Leaving out the pictures, retype all the material exactly.

* Data segment:

— BEGIN —

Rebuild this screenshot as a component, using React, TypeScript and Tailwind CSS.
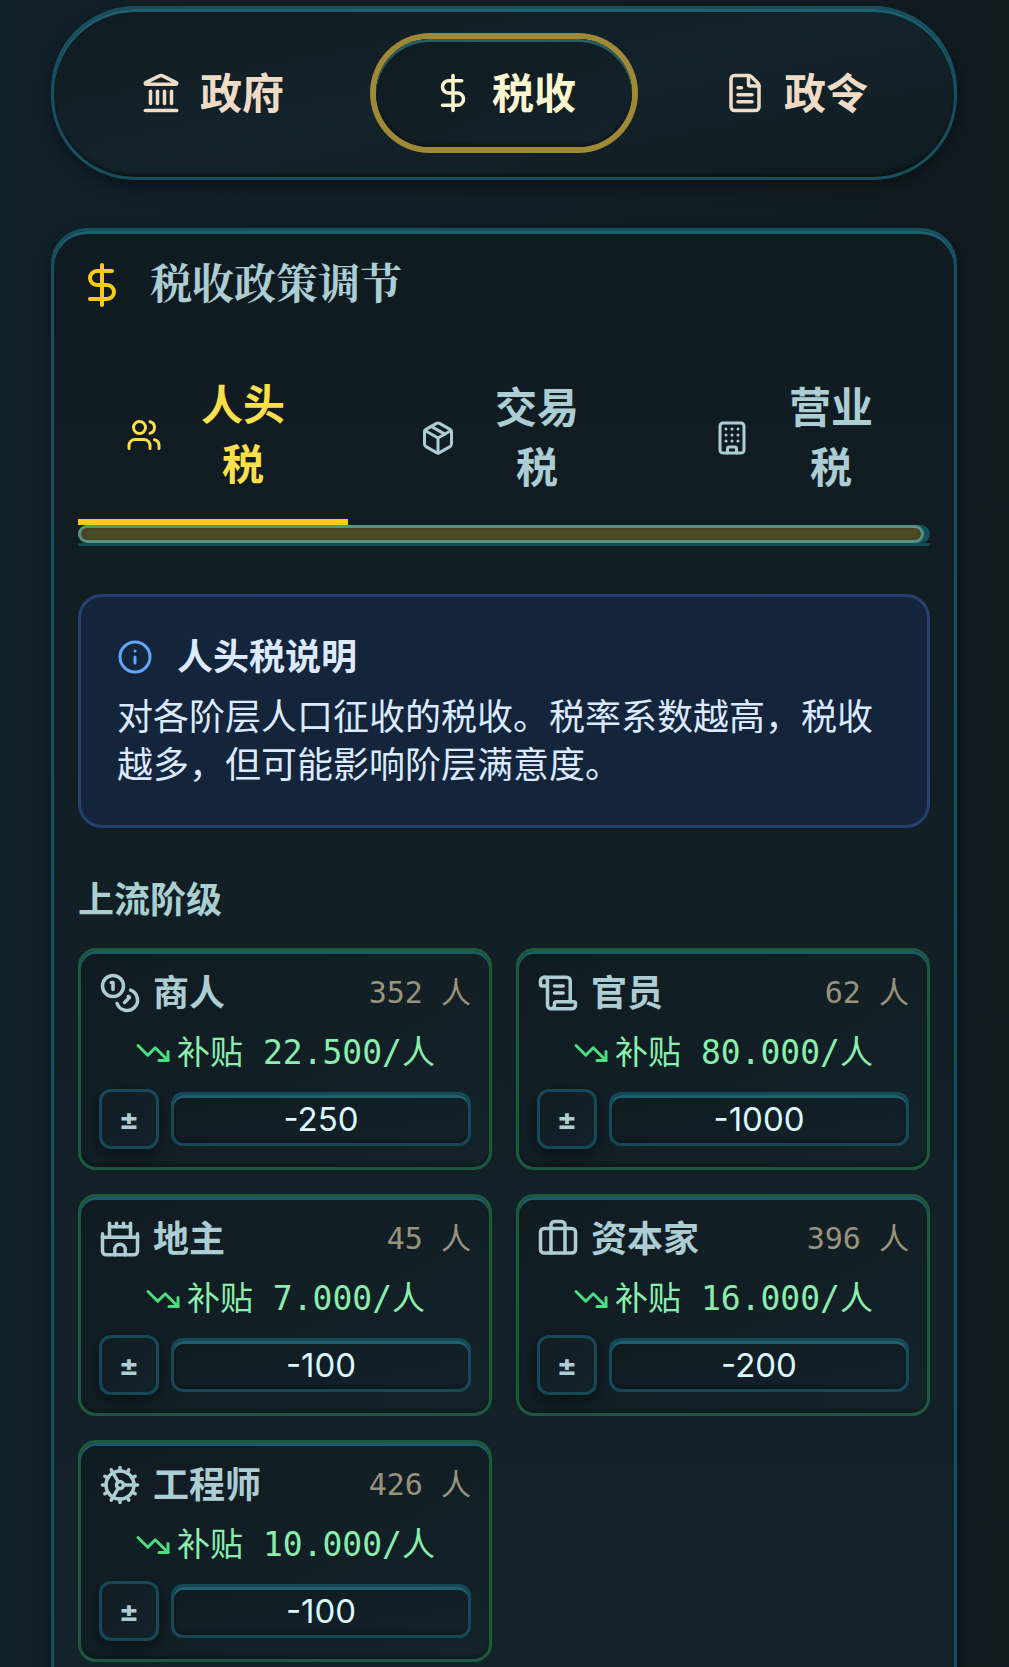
import { useState } from "react";
import {
  Building,
  Castle,
  Cog,
  Coins,
  DollarSign,
  FileText,
  Info,
  Landmark,
  Package,
  ScrollText,
  TrendingDown,
  Users,
  type LucideIcon,
} from "lucide-react";

type IconType = LucideIcon | typeof Suitcase;
type Stratum = { id: string; name: string; icon: IconType; count: number; subsidy: string; rate: string };

const SECTIONS: { id: string; label: string; icon: LucideIcon }[] = [
  { id: "government", label: "政府", icon: Landmark },
  { id: "tax", label: "税收", icon: DollarSign },
  { id: "decrees", label: "政令", icon: FileText },
];

const TAX_TABS: { id: string; label: string; icon: LucideIcon }[] = [
  { id: "head", label: "人头税", icon: Users },
  { id: "trade", label: "交易税", icon: Package },
  { id: "business", label: "营业税", icon: Building },
];

// briefcase with the handle running down through the body
function Suitcase({ size = 24 }: { size?: number | string }) {
  return (
    <svg
      width={size}
      height={size}
      viewBox="0 0 24 24"
      fill="none"
      stroke="currentColor"
      strokeWidth="2"
      strokeLinecap="round"
      strokeLinejoin="round"
      aria-hidden="true"
    >
      <rect x="2" y="6" width="20" height="14" rx="2" />
      <path d="M16 20V4a2 2 0 0 0-2-2h-4a2 2 0 0 0-2 2v16" />
    </svg>
  );
}

const UPPER_CLASS: Stratum[] = [
  { id: "merchant", name: "商人", icon: Coins, count: 352, subsidy: "22.500", rate: "-250" },
  { id: "official", name: "官员", icon: ScrollText, count: 62, subsidy: "80.000", rate: "-1000" },
  { id: "landowner", name: "地主", icon: Castle, count: 45, subsidy: "7.000", rate: "-100" },
  { id: "capitalist", name: "资本家", icon: Suitcase, count: 396, subsidy: "16.000", rate: "-200" },
  { id: "engineer", name: "工程师", icon: Cog, count: 426, subsidy: "10.000", rate: "-100" },
];

/** One social stratum with its head tax multiplier. */
function StratumCard({ stratum }: { stratum: Stratum }) {
  const [rate, setRate] = useState(stratum.rate);
  const Icon = stratum.icon;

  function flipSign() {
    setRate((prev) => (prev.startsWith("-") ? prev.slice(1) : `-${prev}`));
  }

  return (
    <div className="flex flex-col gap-3 rounded-[18px] border-3 border-[#1c5a3b] bg-linear-to-br from-[#101b21] to-[#13232a] p-[18px] shadow-[inset_0_3px_0_#1c5c6a,inset_0_-3px_3px_rgba(0,0,0,0.25)]">
      <div className="flex h-12 items-center justify-between">
        <label htmlFor={`rate-${stratum.id}`} className="flex items-center gap-3 text-4xl font-semibold text-[#abcdd3]">
          <Icon size={42} />
          {stratum.name}
        </label>
        <span className="font-['DejaVu_Sans_Mono','Noto_Sans_CJK_SC',monospace] text-3xl text-[#9a937c]">
          {stratum.count} 人
        </span>
      </div>
      <div className="flex h-12 items-center justify-center gap-1.5 text-[#4ade80]">
        <TrendingDown size={36} className="shrink-0" />
        <span className="font-['DejaVu_Sans_Mono','Noto_Sans_CJK_SC',monospace] text-[33px] whitespace-nowrap text-[#8beeae]">
          补贴 {stratum.subsidy}/人
        </span>
      </div>
      <div className="flex items-center gap-3">
        <button
          onClick={flipSign}
          aria-label="切换正负"
          className="size-[60px] shrink-0 rounded-xl border-3 border-[#154858] bg-linear-to-br from-[#111c22] to-[#13222a] text-3xl font-bold text-[#abcdd3] shadow-[0_6px_18px_rgba(0,0,0,0.45)]"
        >
          ±
        </button>
        <input
          id={`rate-${stratum.id}`}
          value={rate}
          onChange={(e) => setRate(e.target.value)}
          className="h-[54px] w-full min-w-0 rounded-xl border-3 border-[#154858] bg-linear-to-br from-[#101b20] to-[#13212a] text-center text-[33px] text-[#dbf8fc] shadow-[inset_0_3px_0_#1f6070,inset_0_-3px_3px_rgba(0,0,0,0.25)] outline-none"
        />
      </div>
    </div>
  );
}

export default function App() {
  const [section, setSection] = useState("tax");
  const [tab, setTab] = useState("head");

  return (
    <div className="flex min-h-screen flex-col gap-12 overflow-hidden bg-linear-to-r from-[#11212a] to-[#111b20] pt-1.5 pr-[52px] pl-[51px] font-['Inter','Noto_Sans_CJK_SC',sans-serif]">
      <nav className="flex gap-9 rounded-[84px] border-3 border-[#174f5f] bg-linear-to-br from-[#101b20] via-[#13232b] to-[#101b20] p-[30px] shadow-[0_6px_18px_rgba(0,0,0,0.4),inset_0_3px_0_#1d6070,inset_0_-3px_3px_rgba(0,0,0,0.35)]">
        {SECTIONS.map(({ id, label, icon: Icon }) => (
          <button
            key={id}
            onClick={() => setSection(id)}
            className={`flex h-[108px] flex-1 items-center justify-center gap-[18px] rounded-full text-[42px] font-bold ${
              section === id
                ? "bg-linear-to-br from-[#101b20] to-[#13232b] text-[#fdf6d0] shadow-[0_0_0_6px_#9f8836,inset_0_3px_0_#265f62,inset_0_-3px_3px_rgba(0,0,0,0.3)]"
                : "text-[#efdcc6]"
            }`}
          >
            <Icon size={42} />
            {label}
          </button>
        ))}
      </nav>

      <main className="rounded-t-[36px] border-3 border-b-0 border-[#174f5f] bg-linear-to-b from-[#101b21] to-[#13232a] px-6 pt-6 pb-12 shadow-[0_6px_18px_rgba(0,0,0,0.4),inset_0_3px_0_#1d6070]">
        <h1 className="flex h-[60px] items-center gap-6 font-['Liberation_Serif','Noto_Serif_CJK_SC','Noto_Sans_CJK_SC',serif] text-[42px] font-bold text-[#abcdd3]">
          <DollarSign size={48} className="text-[#facc15]" />
          税收政策调节
        </h1>

        <div className="mt-9 border-b-3 border-[#124c58]">
          <div className="flex gap-6 overflow-hidden" role="tablist">
            {TAX_TABS.map(({ id, label, icon: Icon }) => (
              <button
                key={id}
                role="tab"
                aria-selected={tab === id}
                onClick={() => setTab(id)}
                className={`flex min-w-[270px] flex-1 items-center gap-6 px-12 py-6 text-[42px] leading-[60px] font-semibold ${
                  tab === id ? "border-b-6 border-[#f5cb20] text-[#fbdf4b]" : "text-[#abcdd3]"
                }`}
              >
                <Icon size={36} className="shrink-0" />
                <span className="flex-1">{label}</span>
              </button>
            ))}
          </div>
          <div className="h-[18px] rounded-full bg-[#164f5f] pr-1.5">
            <div className="h-full rounded-full border-3 border-[#569283] bg-[#4e4d2a] shadow-[inset_0_0_6px_rgba(60,40,10,0.6)]" />
          </div>
        </div>

        <section className="mt-12 rounded-3xl border-3 border-[#244170] bg-[#14243b] p-9 text-4xl text-[#dbeafe]">
          <h2 className="flex h-12 items-center gap-6 font-semibold">
            <Info size={36} className="text-[#60a5fa]" />
            人头税说明
          </h2>
          <p className="mt-3 leading-12">对各阶层人口征收的税收。税率系数越高，税收越多，但可能影响阶层满意度。</p>
        </section>

        <h2 className="mt-12 text-4xl leading-12 font-semibold text-[#a9cfcf]">上流阶级</h2>
        <div className="mt-6 grid grid-cols-2 gap-6">
          {UPPER_CLASS.map((s) => (
            <StratumCard key={s.id} stratum={s} />
          ))}
        </div>
      </main>
    </div>
  );
}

— END —

* Answer in full:
Rebuild this screenshot as a component, using React, TypeScript and Tailwind CSS.
import { useState } from "react";
import {
  Building,
  Castle,
  Cog,
  Coins,
  DollarSign,
  FileText,
  Info,
  Landmark,
  Package,
  ScrollText,
  TrendingDown,
  Users,
  type LucideIcon,
} from "lucide-react";

type IconType = LucideIcon | typeof Suitcase;
type Stratum = { id: string; name: string; icon: IconType; count: number; subsidy: string; rate: string };

const SECTIONS: { id: string; label: string; icon: LucideIcon }[] = [
  { id: "government", label: "政府", icon: Landmark },
  { id: "tax", label: "税收", icon: DollarSign },
  { id: "decrees", label: "政令", icon: FileText },
];

const TAX_TABS: { id: string; label: string; icon: LucideIcon }[] = [
  { id: "head", label: "人头税", icon: Users },
  { id: "trade", label: "交易税", icon: Package },
  { id: "business", label: "营业税", icon: Building },
];

// briefcase with the handle running down through the body
function Suitcase({ size = 24 }: { size?: number | string }) {
  return (
    <svg
      width={size}
      height={size}
      viewBox="0 0 24 24"
      fill="none"
      stroke="currentColor"
      strokeWidth="2"
      strokeLinecap="round"
      strokeLinejoin="round"
      aria-hidden="true"
    >
      <rect x="2" y="6" width="20" height="14" rx="2" />
      <path d="M16 20V4a2 2 0 0 0-2-2h-4a2 2 0 0 0-2 2v16" />
    </svg>
  );
}

const UPPER_CLASS: Stratum[] = [
  { id: "merchant", name: "商人", icon: Coins, count: 352, subsidy: "22.500", rate: "-250" },
  { id: "official", name: "官员", icon: ScrollText, count: 62, subsidy: "80.000", rate: "-1000" },
  { id: "landowner", name: "地主", icon: Castle, count: 45, subsidy: "7.000", rate: "-100" },
  { id: "capitalist", name: "资本家", icon: Suitcase, count: 396, subsidy: "16.000", rate: "-200" },
  { id: "engineer", name: "工程师", icon: Cog, count: 426, subsidy: "10.000", rate: "-100" },
];

/** One social stratum with its head tax multiplier. */
function StratumCard({ stratum }: { stratum: Stratum }) {
  const [rate, setRate] = useState(stratum.rate);
  const Icon = stratum.icon;

  function flipSign() {
    setRate((prev) => (prev.startsWith("-") ? prev.slice(1) : `-${prev}`));
  }

  return (
    <div className="flex flex-col gap-3 rounded-[18px] border-3 border-[#1c5a3b] bg-linear-to-br from-[#101b21] to-[#13232a] p-[18px] shadow-[inset_0_3px_0_#1c5c6a,inset_0_-3px_3px_rgba(0,0,0,0.25)]">
      <div className="flex h-12 items-center justify-between">
        <label htmlFor={`rate-${stratum.id}`} className="flex items-center gap-3 text-4xl font-semibold text-[#abcdd3]">
          <Icon size={42} />
          {stratum.name}
        </label>
        <span className="font-['DejaVu_Sans_Mono','Noto_Sans_CJK_SC',monospace] text-3xl text-[#9a937c]">
          {stratum.count} 人
        </span>
      </div>
      <div className="flex h-12 items-center justify-center gap-1.5 text-[#4ade80]">
        <TrendingDown size={36} className="shrink-0" />
        <span className="font-['DejaVu_Sans_Mono','Noto_Sans_CJK_SC',monospace] text-[33px] whitespace-nowrap text-[#8beeae]">
          补贴 {stratum.subsidy}/人
        </span>
      </div>
      <div className="flex items-center gap-3">
        <button
          onClick={flipSign}
          aria-label="切换正负"
          className="size-[60px] shrink-0 rounded-xl border-3 border-[#154858] bg-linear-to-br from-[#111c22] to-[#13222a] text-3xl font-bold text-[#abcdd3] shadow-[0_6px_18px_rgba(0,0,0,0.45)]"
        >
          ±
        </button>
        <input
          id={`rate-${stratum.id}`}
          value={rate}
          onChange={(e) => setRate(e.target.value)}
          className="h-[54px] w-full min-w-0 rounded-xl border-3 border-[#154858] bg-linear-to-br from-[#101b20] to-[#13212a] text-center text-[33px] text-[#dbf8fc] shadow-[inset_0_3px_0_#1f6070,inset_0_-3px_3px_rgba(0,0,0,0.25)] outline-none"
        />
      </div>
    </div>
  );
}

export default function App() {
  const [section, setSection] = useState("tax");
  const [tab, setTab] = useState("head");

  return (
    <div className="flex min-h-screen flex-col gap-12 overflow-hidden bg-linear-to-r from-[#11212a] to-[#111b20] pt-1.5 pr-[52px] pl-[51px] font-['Inter','Noto_Sans_CJK_SC',sans-serif]">
      <nav className="flex gap-9 rounded-[84px] border-3 border-[#174f5f] bg-linear-to-br from-[#101b20] via-[#13232b] to-[#101b20] p-[30px] shadow-[0_6px_18px_rgba(0,0,0,0.4),inset_0_3px_0_#1d6070,inset_0_-3px_3px_rgba(0,0,0,0.35)]">
        {SECTIONS.map(({ id, label, icon: Icon }) => (
          <button
            key={id}
            onClick={() => setSection(id)}
            className={`flex h-[108px] flex-1 items-center justify-center gap-[18px] rounded-full text-[42px] font-bold ${
              section === id
                ? "bg-linear-to-br from-[#101b20] to-[#13232b] text-[#fdf6d0] shadow-[0_0_0_6px_#9f8836,inset_0_3px_0_#265f62,inset_0_-3px_3px_rgba(0,0,0,0.3)]"
                : "text-[#efdcc6]"
            }`}
          >
            <Icon size={42} />
            {label}
          </button>
        ))}
      </nav>

      <main className="rounded-t-[36px] border-3 border-b-0 border-[#174f5f] bg-linear-to-b from-[#101b21] to-[#13232a] px-6 pt-6 pb-12 shadow-[0_6px_18px_rgba(0,0,0,0.4),inset_0_3px_0_#1d6070]">
        <h1 className="flex h-[60px] items-center gap-6 font-['Liberation_Serif','Noto_Serif_CJK_SC','Noto_Sans_CJK_SC',serif] text-[42px] font-bold text-[#abcdd3]">
          <DollarSign size={48} className="text-[#facc15]" />
          税收政策调节
        </h1>

        <div className="mt-9 border-b-3 border-[#124c58]">
          <div className="flex gap-6 overflow-hidden" role="tablist">
            {TAX_TABS.map(({ id, label, icon: Icon }) => (
              <button
                key={id}
                role="tab"
                aria-selected={tab === id}
                onClick={() => setTab(id)}
                className={`flex min-w-[270px] flex-1 items-center gap-6 px-12 py-6 text-[42px] leading-[60px] font-semibold ${
                  tab === id ? "border-b-6 border-[#f5cb20] text-[#fbdf4b]" : "text-[#abcdd3]"
                }`}
              >
                <Icon size={36} className="shrink-0" />
                <span className="flex-1">{label}</span>
              </button>
            ))}
          </div>
          <div className="h-[18px] rounded-full bg-[#164f5f] pr-1.5">
            <div className="h-full rounded-full border-3 border-[#569283] bg-[#4e4d2a] shadow-[inset_0_0_6px_rgba(60,40,10,0.6)]" />
          </div>
        </div>

        <section className="mt-12 rounded-3xl border-3 border-[#244170] bg-[#14243b] p-9 text-4xl text-[#dbeafe]">
          <h2 className="flex h-12 items-center gap-6 font-semibold">
            <Info size={36} className="text-[#60a5fa]" />
            人头税说明
          </h2>
          <p className="mt-3 leading-12">对各阶层人口征收的税收。税率系数越高，税收越多，但可能影响阶层满意度。</p>
        </section>

        <h2 className="mt-12 text-4xl leading-12 font-semibold text-[#a9cfcf]">上流阶级</h2>
        <div className="mt-6 grid grid-cols-2 gap-6">
          {UPPER_CLASS.map((s) => (
            <StratumCard key={s.id} stratum={s} />
          ))}
        </div>
      </main>
    </div>
  );
}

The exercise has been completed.